Posted: Sun Jul 16, 2017 12:13 pm
by geoffreys
Firefly wrote: Sat Jul 15, 2017 4:24 pm Jim

You say that as a child of the late 50s you grew up relative poverty, in an area where few people had much, like most of the UK at that time.

I don't know what area you grew up in, but I was a child of the late 40s. I grew up in a City in the North of England. We didn't have a car, not many did, so my Dad walked to work, my Mum walked to town to shop, and I walked to school. We didn't have a TV, we had a radio. My Dad didn't smoke or drink, nor my Mother, except a couple of sherries at Christmas. We didn't have computers, mobile phones, calculators, except our brains. We didn't go on foreign holidays, we stayed in Britain.

So what did we have, my parents owned their own home, presumably because their money went on the household bills, food and clothing, you know, necessities. I played out all day with friends in fine weather, if wet, we played games inside. We were safe in our neighbourhood, where everyone knew each other, and everyone helped each other out when needed. My Mum never locked the door when she went to town shopping. At eleven I got my first bike, and spent hours riding out and about, a sandwich and a bottle of pop in the saddle bag. I went to Saturday Morning Pictures, Brownies, Guides, ballroom dancing classes, youth club. We weren't wealthy, but what a happy childhood I had, would I change it ? not for anything. My parents loved me, cared for me and brought me up, I think they did a good job.

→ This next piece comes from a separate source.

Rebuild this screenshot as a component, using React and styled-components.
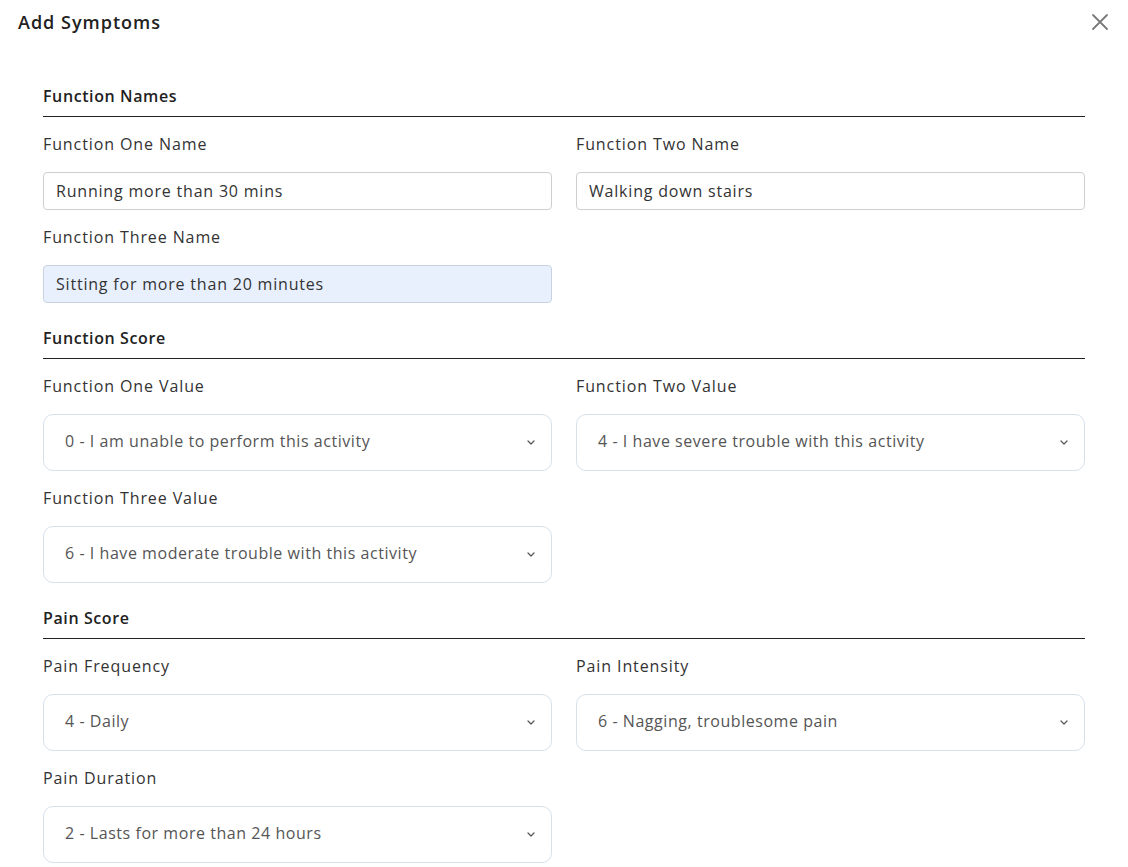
import React from "react";
import styled, { createGlobalStyle } from "styled-components";

const Global = createGlobalStyle`
  body {
    margin: 0;
    background: #fff;
    font-family: "Open Sans", "Liberation Sans", sans-serif;
    color: #222;
  }
`;

const Modal = styled.div`
  width: 1128px;
  min-height: 867px;
  box-sizing: border-box;
  padding: 0 43px 40px 43px;
`;

const Header = styled.div`
  display: flex;
  justify-content: space-between;
  align-items: center;
  height: 44px;
  margin: 0 -43px 0 -25px;
  padding: 0 18px 0 0;
`;

const Title = styled.h2`
  margin: 0;
  font-size: 18px;
  font-weight: 600;
  color: #222;
  letter-spacing: 1px;
`;

const Close = styled.button`
  border: 0;
  background: none;
  padding: 0;
  width: 20px;
  height: 20px;
  display: flex;
  align-items: center;
  justify-content: center;
  cursor: pointer;
`;

const Section = styled.section`
  margin-top: ${(p) => (p.first ? "42px" : "25px")};
`;

const SectionTitle = styled.h3`
  margin: 0;
  font-size: 16px;
  line-height: 20px;
  font-weight: 600;
  color: #222;
  padding-bottom: 10px;
  border-bottom: 1px solid #222;
  letter-spacing: 0.6px;
`;

const Grid = styled.div`
  display: grid;
  grid-template-columns: 1fr 1fr;
  column-gap: 24px;
  row-gap: 17px;
  margin-top: 17px;
`;

const Field = styled.div`
  display: flex;
  flex-direction: column;
  gap: 18px;
`;

const Label = styled.label`
  font-size: 16px;
  line-height: 20px;
  font-weight: 500;
  color: #333;
  letter-spacing: 0.9px;
`;

const TextInput = styled.input`
  height: 38px;
  box-sizing: border-box;
  border: 1px solid ${(p) => (p.filled ? "#c9d3e0" : "#cfcfcf")};
  border-radius: 4px;
  background: ${(p) => (p.filled ? "#e8f0fe" : "#fff")};
  padding: 0 12px 1px;
  font-family: inherit;
  font-size: 16px;
  color: #333;
  letter-spacing: 0.8px;
  outline: none;
`;

const SelectBox = styled.div`
  height: 57px;
  box-sizing: border-box;
  border: 1px solid #d6e1ec;
  border-radius: 10px;
  background: #fff;
  display: flex;
  align-items: center;
  justify-content: space-between;
  padding: 0 16px 0 21px;
  font-size: 16px;
  color: #555;
  letter-spacing: 0.55px;
`;

const Value = styled.span`
  margin-top: -4px;
`;

const Chevron = () => (
  <svg width="8" height="5" viewBox="0 0 8 5" fill="none">
    <polyline points="1,1 4,4 7,1" stroke="#555" strokeWidth="1.2" strokeLinecap="round" strokeLinejoin="round" />
  </svg>
);

const Select = ({ value }) => (
  <SelectBox>
    <Value>{value}</Value>
    <Chevron />
  </SelectBox>
);

const sections = [
  {
    title: "Function Names",
    fields: [
      { label: "Function One Name", input: "Running more than 30 mins" },
      { label: "Function Two Name", input: "Walking down stairs" },
      { label: "Function Three Name", input: "Sitting for more than 20 minutes", filled: true },
    ],
  },
  {
    title: "Function Score",
    fields: [
      { label: "Function One Value", select: "0 - I am unable to perform this activity" },
      { label: "Function Two Value", select: "4 - I have severe trouble with this activity" },
      { label: "Function Three Value", select: "6 - I have moderate trouble with this activity" },
    ],
  },
  {
    title: "Pain Score",
    fields: [
      { label: "Pain Frequency", select: "4 - Daily" },
      { label: "Pain Intensity", select: "6 - Nagging, troublesome pain" },
      { label: "Pain Duration", select: "2 - Lasts for more than 24 hours" },
    ],
  },
];

export default function App() {
  return (
    <>
      <Global />
      <Modal>
        <Header>
          <Title>Add Symptoms</Title>
          <Close aria-label="Close">
            <svg width="18" height="18" viewBox="0 0 18 18">
              <path d="M2 2 L16 16 M16 2 L2 16" stroke="#7a7a7a" strokeWidth="1.8" strokeLinecap="round" />
            </svg>
          </Close>
        </Header>
        {sections.map((s, i) => (
          <Section key={s.title} first={i === 0}>
            <SectionTitle>{s.title}</SectionTitle>
            <Grid>
              {s.fields.map((f) => (
                <Field key={f.label}>
                  <Label>{f.label}</Label>
                  {f.select ? (
                    <Select value={f.select} />
                  ) : (
                    <TextInput defaultValue={f.input} filled={f.filled} readOnly />
                  )}
                </Field>
              ))}
            </Grid>
          </Section>
        ))}
      </Modal>
    </>
  );
}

If you didn't experience my sort of childhood, I'm sorry, but I think you were the exception, not the rule.

Jackie
Jackie, reading your post takes me back in my life - which was very much as you describe.
I was born in 1944 in London and my biological parents killed in the blitz. I was then adopted by a couple in Scarborough.
My father was a jeweler, quite small scale with a small high street shop, and a church warden. My adopted mother never worked.
I went to State Primary school nearby to our home, newly built post war and state of the art then (e.g. we had radio relayed to all classrooms for schools programs from the BBC).
The school served a newly built council estate of 400 homes.
Being prudent my parents wanted the best for me and avoided any holidays so as to pay for me to attend Public School as a border in York after I passed my 11+.
It gave me a fab start in life, which I did not appreciate at the time!
I know one thing, there is no way my adopted parents would ever vote to join the EU and they didn't. They would certainly have voted for Brexit had they still been alive.
Like your parents Jackie, my adopted parents did their very best for me, cared for me and most of all loved me as their own.
Geoff.

Re: What if the will of the people is now for a second referendum on Brexit?

Posted: Sun Jul 16, 2017 2:48 pm
by Firefly
Geoff

So sorry you lost your biological parents, that's terrible, but in spite of that we both had lovely childhood.

Jackie

Re: What if the will of the people is now for a second referendum on Brexit?

Posted: Sun Jul 16, 2017 10:49 pm
by Varky
Road Warrior wrote: Sun Jul 16, 2017 11:40 am Deceitful and incompetent.....
https://www.theguardian.com/commentisfr ... -brexiters
Do you really expect an unbiased report from the Guardian?